We do this for every period to get a sequence of functions of $(k, l, m).$ These will be plugged in for $\Phi$ in the next step. 

## (2) Use the following four moment conditions to estimate the parameters $\left(\beta_0, \beta_k, \beta_l, \rho\right):$

$$
E\left[\left(y_{it} - \beta_0 - \beta_k k_{it} - \beta_l l_{it} - \rho\left(\tilde \Phi_{t-1}\left(k_{it-1}, l_{it-1}, m_{it-1}\right) - \beta_0 - \beta_k k_{it-1} - \beta_l l_{it-1}\right)\right) \otimes \begin{pmatrix} 1 \\ k_{it} \\ l_{it-1} \\ \tilde \Phi_{t-1}\left(k_{it-1}, l_{it-1}, m_{it-1}\right) \\ \end{pmatrix} \right] = 0
$$

Here's where we use GMM. 

# New version: Joint Identification

Now, we include the parameters used to fit $\Phi$ into the GMM estimation. 
We fit $\Phi$ with a $d$-degree polynomial, and the coefficients of that polynomial are identified by moments.
In ACF, equation (31) shows their joint estimation moment conditions: 

$$
    E\begin{bmatrix}
    \varepsilon_{it} \big| \mathcal I_{it} \\ 
    \xi_{it}+\varepsilon_{it} \big| \mathcal I_{it-1}                
    \end{bmatrix} = 
    E\begin{bmatrix}
    y_{it} - \tilde\Phi_t(k_{it}, l_{it}, m_{it}) \;\; \big| \;\; \mathcal I_{it} \\ 
    y_{it} - \beta_0 - \beta_k k_{it} - \beta_l l_{it} - g\left(\tilde \Phi_{t-1}\left(k_{it-1}, l_{it-1}, m_{it-1}\right) - \beta_0 - \beta_k k_{it-1} - \beta_l l_{it-1}\right) \;\; \big| \;\; \mathcal I_{it-1}                
    \end{bmatrix} 
$$

where $g(\cdot)$ is the conditional expectation of productivity and $\mathcal I_{it}$ is the information set of firm $i$ at time $t$.  

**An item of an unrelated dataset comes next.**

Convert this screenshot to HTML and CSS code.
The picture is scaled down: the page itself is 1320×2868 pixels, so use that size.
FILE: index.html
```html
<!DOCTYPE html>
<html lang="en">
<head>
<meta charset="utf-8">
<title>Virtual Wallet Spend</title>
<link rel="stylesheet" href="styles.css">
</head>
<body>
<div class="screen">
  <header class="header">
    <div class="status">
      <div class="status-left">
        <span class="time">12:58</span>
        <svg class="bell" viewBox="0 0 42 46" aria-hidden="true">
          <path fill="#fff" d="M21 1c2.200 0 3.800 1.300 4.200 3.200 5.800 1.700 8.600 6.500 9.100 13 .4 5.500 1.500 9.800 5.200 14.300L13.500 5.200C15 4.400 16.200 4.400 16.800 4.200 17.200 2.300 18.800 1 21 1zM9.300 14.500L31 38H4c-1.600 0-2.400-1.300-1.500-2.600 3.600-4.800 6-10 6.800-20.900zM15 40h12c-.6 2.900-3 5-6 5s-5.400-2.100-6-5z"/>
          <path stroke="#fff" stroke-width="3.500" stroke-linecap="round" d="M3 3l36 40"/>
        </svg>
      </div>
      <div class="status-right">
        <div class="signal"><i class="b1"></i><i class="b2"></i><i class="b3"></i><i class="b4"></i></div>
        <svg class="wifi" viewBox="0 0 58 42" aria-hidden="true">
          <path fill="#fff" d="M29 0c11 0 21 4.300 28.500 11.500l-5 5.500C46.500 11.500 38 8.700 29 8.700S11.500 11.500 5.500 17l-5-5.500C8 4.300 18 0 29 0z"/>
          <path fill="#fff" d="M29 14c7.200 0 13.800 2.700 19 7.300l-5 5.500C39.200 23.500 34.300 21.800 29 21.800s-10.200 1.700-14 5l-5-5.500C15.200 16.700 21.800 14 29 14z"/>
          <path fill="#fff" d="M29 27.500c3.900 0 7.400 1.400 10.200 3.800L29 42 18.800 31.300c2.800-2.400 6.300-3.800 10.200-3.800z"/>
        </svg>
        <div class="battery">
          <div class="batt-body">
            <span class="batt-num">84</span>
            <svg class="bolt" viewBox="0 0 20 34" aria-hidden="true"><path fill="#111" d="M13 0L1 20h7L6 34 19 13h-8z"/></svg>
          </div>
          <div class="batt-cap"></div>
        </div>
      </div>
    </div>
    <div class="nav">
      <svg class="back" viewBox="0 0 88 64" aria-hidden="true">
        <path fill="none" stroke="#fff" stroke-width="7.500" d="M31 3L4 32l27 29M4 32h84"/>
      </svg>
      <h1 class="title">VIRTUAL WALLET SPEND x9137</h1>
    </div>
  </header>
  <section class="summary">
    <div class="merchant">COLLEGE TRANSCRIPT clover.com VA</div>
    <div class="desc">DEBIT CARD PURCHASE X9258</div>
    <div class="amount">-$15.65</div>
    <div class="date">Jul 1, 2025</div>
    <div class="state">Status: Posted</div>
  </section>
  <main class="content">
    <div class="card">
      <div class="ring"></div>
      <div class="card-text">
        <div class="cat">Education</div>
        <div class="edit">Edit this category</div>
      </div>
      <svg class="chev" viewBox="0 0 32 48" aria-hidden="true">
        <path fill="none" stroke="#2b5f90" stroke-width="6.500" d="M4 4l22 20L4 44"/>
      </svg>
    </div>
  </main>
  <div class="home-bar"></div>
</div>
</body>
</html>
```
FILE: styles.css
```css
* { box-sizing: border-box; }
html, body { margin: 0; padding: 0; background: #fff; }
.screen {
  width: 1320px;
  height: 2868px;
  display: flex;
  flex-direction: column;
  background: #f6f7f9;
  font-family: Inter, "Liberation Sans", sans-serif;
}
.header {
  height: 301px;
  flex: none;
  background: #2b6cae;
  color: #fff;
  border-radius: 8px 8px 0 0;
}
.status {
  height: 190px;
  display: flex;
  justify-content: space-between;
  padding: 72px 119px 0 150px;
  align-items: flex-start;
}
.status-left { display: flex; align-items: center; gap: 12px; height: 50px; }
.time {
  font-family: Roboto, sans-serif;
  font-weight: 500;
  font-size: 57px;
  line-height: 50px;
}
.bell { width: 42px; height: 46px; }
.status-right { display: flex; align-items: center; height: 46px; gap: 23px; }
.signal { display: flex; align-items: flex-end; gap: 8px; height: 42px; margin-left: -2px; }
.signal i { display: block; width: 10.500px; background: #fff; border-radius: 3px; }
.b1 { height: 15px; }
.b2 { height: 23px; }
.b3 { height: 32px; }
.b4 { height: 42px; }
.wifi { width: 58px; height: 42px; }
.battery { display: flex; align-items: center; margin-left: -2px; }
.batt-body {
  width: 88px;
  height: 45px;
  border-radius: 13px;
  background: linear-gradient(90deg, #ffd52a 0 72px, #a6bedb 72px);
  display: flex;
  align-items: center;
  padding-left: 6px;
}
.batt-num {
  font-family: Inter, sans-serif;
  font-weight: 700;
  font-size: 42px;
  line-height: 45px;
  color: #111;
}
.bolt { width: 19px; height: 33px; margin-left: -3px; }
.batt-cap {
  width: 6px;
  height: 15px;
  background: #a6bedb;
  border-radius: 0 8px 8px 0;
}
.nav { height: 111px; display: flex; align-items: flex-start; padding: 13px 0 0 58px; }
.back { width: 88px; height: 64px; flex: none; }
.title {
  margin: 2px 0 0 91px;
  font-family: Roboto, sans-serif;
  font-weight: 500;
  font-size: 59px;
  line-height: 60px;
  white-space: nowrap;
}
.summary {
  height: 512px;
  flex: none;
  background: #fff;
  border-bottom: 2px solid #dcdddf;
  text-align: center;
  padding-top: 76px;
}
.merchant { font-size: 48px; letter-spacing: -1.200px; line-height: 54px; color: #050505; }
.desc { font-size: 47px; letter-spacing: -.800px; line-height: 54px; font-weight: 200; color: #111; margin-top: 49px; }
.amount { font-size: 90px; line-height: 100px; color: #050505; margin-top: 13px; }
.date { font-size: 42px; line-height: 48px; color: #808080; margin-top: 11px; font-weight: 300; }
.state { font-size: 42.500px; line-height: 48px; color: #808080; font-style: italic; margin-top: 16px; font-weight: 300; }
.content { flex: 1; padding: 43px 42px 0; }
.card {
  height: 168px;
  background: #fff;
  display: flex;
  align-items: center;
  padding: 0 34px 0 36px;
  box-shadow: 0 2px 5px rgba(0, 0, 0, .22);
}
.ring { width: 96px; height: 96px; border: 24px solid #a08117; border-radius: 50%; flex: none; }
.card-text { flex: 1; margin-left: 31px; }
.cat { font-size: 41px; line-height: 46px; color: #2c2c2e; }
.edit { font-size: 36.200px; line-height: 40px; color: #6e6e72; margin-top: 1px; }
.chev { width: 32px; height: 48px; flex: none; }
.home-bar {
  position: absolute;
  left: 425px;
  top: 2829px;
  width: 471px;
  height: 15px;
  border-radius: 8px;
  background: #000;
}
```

For each time t, the full $d$-degree polynomial fit of $y = \Phi_t(k, l, m)$ will have $\begin{pmatrix} k+d \\ k \end{pmatrix}$ coefficients, where $k$ is the number of variables (in this case 3). 

$$
\Phi_t^2(k, l, m) = \gamma_{0,0,0} + \gamma_{1,0,0}k + \gamma_{0,1,0}l + \gamma_{0,0,1}m + \gamma_{1,1,0}kl + \gamma_{1,0,1}km + \gamma_{0,1,1}lm + \gamma_{2,0,0}k^2 + \gamma_{0,2,0}l^2 + \gamma_{0,0,2}m^2
$$

But we need to fit $\Phi_t$ for each year. 

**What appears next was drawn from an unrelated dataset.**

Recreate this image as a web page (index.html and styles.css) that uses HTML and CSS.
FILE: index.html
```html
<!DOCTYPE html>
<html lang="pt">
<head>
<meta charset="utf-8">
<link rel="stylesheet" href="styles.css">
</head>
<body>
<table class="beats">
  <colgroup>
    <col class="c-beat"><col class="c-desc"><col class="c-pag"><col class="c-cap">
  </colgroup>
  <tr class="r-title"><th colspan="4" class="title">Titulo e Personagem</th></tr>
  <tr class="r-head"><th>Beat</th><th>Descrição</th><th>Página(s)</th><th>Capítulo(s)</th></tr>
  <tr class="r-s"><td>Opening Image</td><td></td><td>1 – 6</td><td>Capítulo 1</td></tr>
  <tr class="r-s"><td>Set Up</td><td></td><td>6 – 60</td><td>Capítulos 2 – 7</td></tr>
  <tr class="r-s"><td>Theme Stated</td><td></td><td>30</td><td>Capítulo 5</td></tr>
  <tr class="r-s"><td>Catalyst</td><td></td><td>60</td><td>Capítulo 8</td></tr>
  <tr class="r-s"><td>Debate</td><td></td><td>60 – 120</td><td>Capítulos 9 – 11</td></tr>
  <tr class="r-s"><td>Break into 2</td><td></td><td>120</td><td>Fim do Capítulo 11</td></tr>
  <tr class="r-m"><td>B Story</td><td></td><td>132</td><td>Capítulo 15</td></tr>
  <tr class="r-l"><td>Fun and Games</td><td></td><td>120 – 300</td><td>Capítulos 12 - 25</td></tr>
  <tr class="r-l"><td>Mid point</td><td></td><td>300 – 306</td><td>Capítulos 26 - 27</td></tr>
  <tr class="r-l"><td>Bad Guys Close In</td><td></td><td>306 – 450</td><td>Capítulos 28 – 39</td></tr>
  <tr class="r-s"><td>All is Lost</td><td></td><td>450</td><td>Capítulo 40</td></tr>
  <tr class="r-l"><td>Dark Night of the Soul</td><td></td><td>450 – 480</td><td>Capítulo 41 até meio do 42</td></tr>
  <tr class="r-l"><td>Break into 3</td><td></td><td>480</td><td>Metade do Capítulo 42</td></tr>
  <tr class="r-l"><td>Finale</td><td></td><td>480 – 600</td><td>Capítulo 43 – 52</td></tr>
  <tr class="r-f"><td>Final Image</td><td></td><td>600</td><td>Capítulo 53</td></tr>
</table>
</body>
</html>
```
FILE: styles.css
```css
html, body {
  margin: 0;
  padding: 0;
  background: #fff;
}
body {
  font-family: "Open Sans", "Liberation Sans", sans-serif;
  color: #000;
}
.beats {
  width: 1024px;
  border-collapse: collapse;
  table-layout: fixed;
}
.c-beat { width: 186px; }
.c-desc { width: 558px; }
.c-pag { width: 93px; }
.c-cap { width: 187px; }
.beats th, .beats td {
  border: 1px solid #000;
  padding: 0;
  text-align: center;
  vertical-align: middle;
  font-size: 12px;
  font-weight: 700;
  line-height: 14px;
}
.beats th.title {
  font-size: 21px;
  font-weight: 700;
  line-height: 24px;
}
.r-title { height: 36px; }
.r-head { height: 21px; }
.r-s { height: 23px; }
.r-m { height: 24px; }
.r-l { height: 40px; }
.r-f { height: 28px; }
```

So, assuming $g(x) = \rho x$, the vector of parameters to identify is: 

$$
\mathbf \theta = \left[ \beta_0, \beta_k, \beta_l, \rho, \underbrace{\mathbf \gamma_{1}}_{kCd\times 1}, ...,  \underbrace{\mathbf \gamma_{T}}_{kCd\times 1}  \right]_{4 + T\cdot(kCd)}
$$

The first four parameters can be identified using the moments from the "simple" ACF:  

$$
E\left[\operatorname{vec}\left(y_{it} - \beta_0 - \beta_k k_{it} - \beta_l l_{it} - \rho\left(\tilde \Phi_{t-1}\left(k_{it-1}, l_{it-1}, m_{it-1}\right) - \beta_0 - \beta_k k_{it-1} - \beta_l l_{it-1}\right)\right) \otimes \begin{pmatrix} 1 \\ k_{it} \\ l_{it-1} \\ \tilde \Phi_{t-1}\left(k_{it-1}, l_{it-1}, m_{it-1}\right) \\ \end{pmatrix} \right] = 0
$$

Note that we will need to plug in the polynomial coefficients into the $\Phi$ here, from our parameter guess $\theta$. Also note that the final term with $\Phi$ in it is used as our moment for identifying $\rho$.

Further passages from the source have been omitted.